Please write the listing below out again exactly, leaving every picture behind.

════

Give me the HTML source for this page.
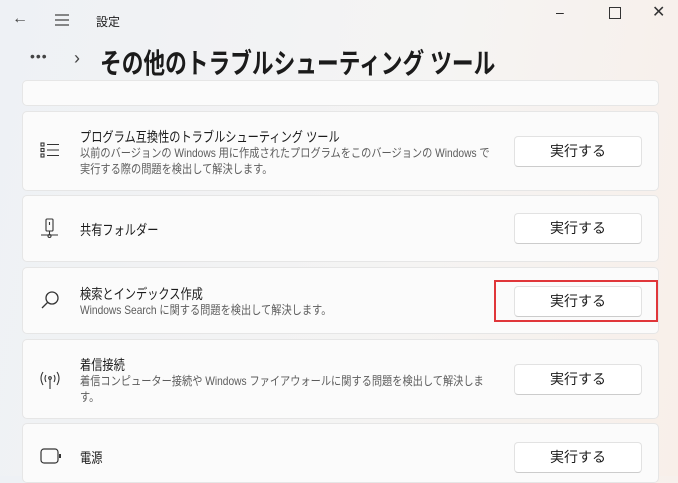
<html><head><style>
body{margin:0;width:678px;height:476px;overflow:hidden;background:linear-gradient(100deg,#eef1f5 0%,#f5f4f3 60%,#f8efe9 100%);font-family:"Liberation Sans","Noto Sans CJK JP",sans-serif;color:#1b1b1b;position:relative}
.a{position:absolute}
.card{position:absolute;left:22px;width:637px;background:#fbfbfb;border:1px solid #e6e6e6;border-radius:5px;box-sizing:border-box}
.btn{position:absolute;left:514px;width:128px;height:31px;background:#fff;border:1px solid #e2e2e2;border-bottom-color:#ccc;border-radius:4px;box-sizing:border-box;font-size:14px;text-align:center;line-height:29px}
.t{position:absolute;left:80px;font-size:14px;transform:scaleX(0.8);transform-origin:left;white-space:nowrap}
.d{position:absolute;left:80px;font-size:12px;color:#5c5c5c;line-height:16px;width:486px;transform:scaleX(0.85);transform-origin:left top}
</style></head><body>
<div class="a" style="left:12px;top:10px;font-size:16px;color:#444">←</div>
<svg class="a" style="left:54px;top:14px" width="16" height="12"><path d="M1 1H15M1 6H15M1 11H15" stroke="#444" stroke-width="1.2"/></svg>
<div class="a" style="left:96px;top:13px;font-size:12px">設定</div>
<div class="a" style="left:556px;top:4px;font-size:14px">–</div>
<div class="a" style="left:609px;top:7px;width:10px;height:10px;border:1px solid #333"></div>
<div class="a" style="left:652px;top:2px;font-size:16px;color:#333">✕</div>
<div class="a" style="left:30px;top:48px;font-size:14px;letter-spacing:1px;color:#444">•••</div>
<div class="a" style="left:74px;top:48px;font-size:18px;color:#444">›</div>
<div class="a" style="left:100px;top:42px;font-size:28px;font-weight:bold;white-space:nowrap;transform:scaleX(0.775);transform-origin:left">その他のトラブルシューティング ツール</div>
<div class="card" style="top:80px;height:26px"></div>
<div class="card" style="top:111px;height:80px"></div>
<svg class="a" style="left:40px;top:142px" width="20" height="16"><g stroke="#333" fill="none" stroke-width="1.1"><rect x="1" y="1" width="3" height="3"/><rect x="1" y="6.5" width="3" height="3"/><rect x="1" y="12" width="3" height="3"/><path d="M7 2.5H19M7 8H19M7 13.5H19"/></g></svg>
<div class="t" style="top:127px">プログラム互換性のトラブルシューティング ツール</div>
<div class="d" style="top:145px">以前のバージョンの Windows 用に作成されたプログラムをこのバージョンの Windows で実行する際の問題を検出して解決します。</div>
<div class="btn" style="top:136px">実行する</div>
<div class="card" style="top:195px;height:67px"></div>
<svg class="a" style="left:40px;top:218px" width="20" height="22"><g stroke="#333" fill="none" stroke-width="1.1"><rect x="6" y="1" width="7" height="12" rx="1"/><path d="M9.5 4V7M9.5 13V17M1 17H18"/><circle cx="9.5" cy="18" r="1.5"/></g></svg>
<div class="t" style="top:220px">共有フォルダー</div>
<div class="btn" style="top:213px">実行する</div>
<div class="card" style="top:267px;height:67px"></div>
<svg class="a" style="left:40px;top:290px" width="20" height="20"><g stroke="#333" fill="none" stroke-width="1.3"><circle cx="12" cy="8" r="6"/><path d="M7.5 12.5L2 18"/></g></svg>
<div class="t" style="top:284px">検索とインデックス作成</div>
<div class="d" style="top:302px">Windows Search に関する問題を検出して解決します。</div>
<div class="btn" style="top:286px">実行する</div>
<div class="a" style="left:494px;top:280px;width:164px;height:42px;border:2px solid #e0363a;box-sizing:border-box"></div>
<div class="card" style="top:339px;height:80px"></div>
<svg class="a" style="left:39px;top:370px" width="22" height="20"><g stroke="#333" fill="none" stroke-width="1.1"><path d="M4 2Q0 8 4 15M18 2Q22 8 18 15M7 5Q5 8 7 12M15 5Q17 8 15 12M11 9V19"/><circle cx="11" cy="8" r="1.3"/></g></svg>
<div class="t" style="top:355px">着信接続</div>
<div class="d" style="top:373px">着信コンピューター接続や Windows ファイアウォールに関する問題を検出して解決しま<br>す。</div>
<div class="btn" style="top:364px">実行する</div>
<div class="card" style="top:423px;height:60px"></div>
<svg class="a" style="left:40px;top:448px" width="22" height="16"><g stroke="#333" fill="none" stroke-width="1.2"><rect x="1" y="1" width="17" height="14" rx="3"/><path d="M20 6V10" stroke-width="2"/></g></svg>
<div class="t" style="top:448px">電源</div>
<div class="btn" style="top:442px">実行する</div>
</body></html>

════

§ **TASK SOLUTION**:
Give me the HTML source for this page.
<html><head><style>
body{margin:0;width:678px;height:476px;overflow:hidden;background:linear-gradient(100deg,#eef1f5 0%,#f5f4f3 60%,#f8efe9 100%);font-family:"Liberation Sans","Noto Sans CJK JP",sans-serif;color:#1b1b1b;position:relative}
.a{position:absolute}
.card{position:absolute;left:22px;width:637px;background:#fbfbfb;border:1px solid #e6e6e6;border-radius:5px;box-sizing:border-box}
.btn{position:absolute;left:514px;width:128px;height:31px;background:#fff;border:1px solid #e2e2e2;border-bottom-color:#ccc;border-radius:4px;box-sizing:border-box;font-size:14px;text-align:center;line-height:29px}
.t{position:absolute;left:80px;font-size:14px;transform:scaleX(0.8);transform-origin:left;white-space:nowrap}
.d{position:absolute;left:80px;font-size:12px;color:#5c5c5c;line-height:16px;width:486px;transform:scaleX(0.85);transform-origin:left top}
</style></head><body>
<div class="a" style="left:12px;top:10px;font-size:16px;color:#444">←</div>
<svg class="a" style="left:54px;top:14px" width="16" height="12"><path d="M1 1H15M1 6H15M1 11H15" stroke="#444" stroke-width="1.2"/></svg>
<div class="a" style="left:96px;top:13px;font-size:12px">設定</div>
<div class="a" style="left:556px;top:4px;font-size:14px">–</div>
<div class="a" style="left:609px;top:7px;width:10px;height:10px;border:1px solid #333"></div>
<div class="a" style="left:652px;top:2px;font-size:16px;color:#333">✕</div>
<div class="a" style="left:30px;top:48px;font-size:14px;letter-spacing:1px;color:#444">•••</div>
<div class="a" style="left:74px;top:48px;font-size:18px;color:#444">›</div>
<div class="a" style="left:100px;top:42px;font-size:28px;font-weight:bold;white-space:nowrap;transform:scaleX(0.775);transform-origin:left">その他のトラブルシューティング ツール</div>
<div class="card" style="top:80px;height:26px"></div>
<div class="card" style="top:111px;height:80px"></div>
<svg class="a" style="left:40px;top:142px" width="20" height="16"><g stroke="#333" fill="none" stroke-width="1.1"><rect x="1" y="1" width="3" height="3"/><rect x="1" y="6.5" width="3" height="3"/><rect x="1" y="12" width="3" height="3"/><path d="M7 2.5H19M7 8H19M7 13.5H19"/></g></svg>
<div class="t" style="top:127px">プログラム互換性のトラブルシューティング ツール</div>
<div class="d" style="top:145px">以前のバージョンの Windows 用に作成されたプログラムをこのバージョンの Windows で実行する際の問題を検出して解決します。</div>
<div class="btn" style="top:136px">実行する</div>
<div class="card" style="top:195px;height:67px"></div>
<svg class="a" style="left:40px;top:218px" width="20" height="22"><g stroke="#333" fill="none" stroke-width="1.1"><rect x="6" y="1" width="7" height="12" rx="1"/><path d="M9.5 4V7M9.5 13V17M1 17H18"/><circle cx="9.5" cy="18" r="1.5"/></g></svg>
<div class="t" style="top:220px">共有フォルダー</div>
<div class="btn" style="top:213px">実行する</div>
<div class="card" style="top:267px;height:67px"></div>
<svg class="a" style="left:40px;top:290px" width="20" height="20"><g stroke="#333" fill="none" stroke-width="1.3"><circle cx="12" cy="8" r="6"/><path d="M7.5 12.5L2 18"/></g></svg>
<div class="t" style="top:284px">検索とインデックス作成</div>
<div class="d" style="top:302px">Windows Search に関する問題を検出して解決します。</div>
<div class="btn" style="top:286px">実行する</div>
<div class="a" style="left:494px;top:280px;width:164px;height:42px;border:2px solid #e0363a;box-sizing:border-box"></div>
<div class="card" style="top:339px;height:80px"></div>
<svg class="a" style="left:39px;top:370px" width="22" height="20"><g stroke="#333" fill="none" stroke-width="1.1"><path d="M4 2Q0 8 4 15M18 2Q22 8 18 15M7 5Q5 8 7 12M15 5Q17 8 15 12M11 9V19"/><circle cx="11" cy="8" r="1.3"/></g></svg>
<div class="t" style="top:355px">着信接続</div>
<div class="d" style="top:373px">着信コンピューター接続や Windows ファイアウォールに関する問題を検出して解決しま<br>す。</div>
<div class="btn" style="top:364px">実行する</div>
<div class="card" style="top:423px;height:60px"></div>
<svg class="a" style="left:40px;top:448px" width="22" height="16"><g stroke="#333" fill="none" stroke-width="1.2"><rect x="1" y="1" width="17" height="14" rx="3"/><path d="M20 6V10" stroke-width="2"/></g></svg>
<div class="t" style="top:448px">電源</div>
<div class="btn" style="top:442px">実行する</div>
</body></html>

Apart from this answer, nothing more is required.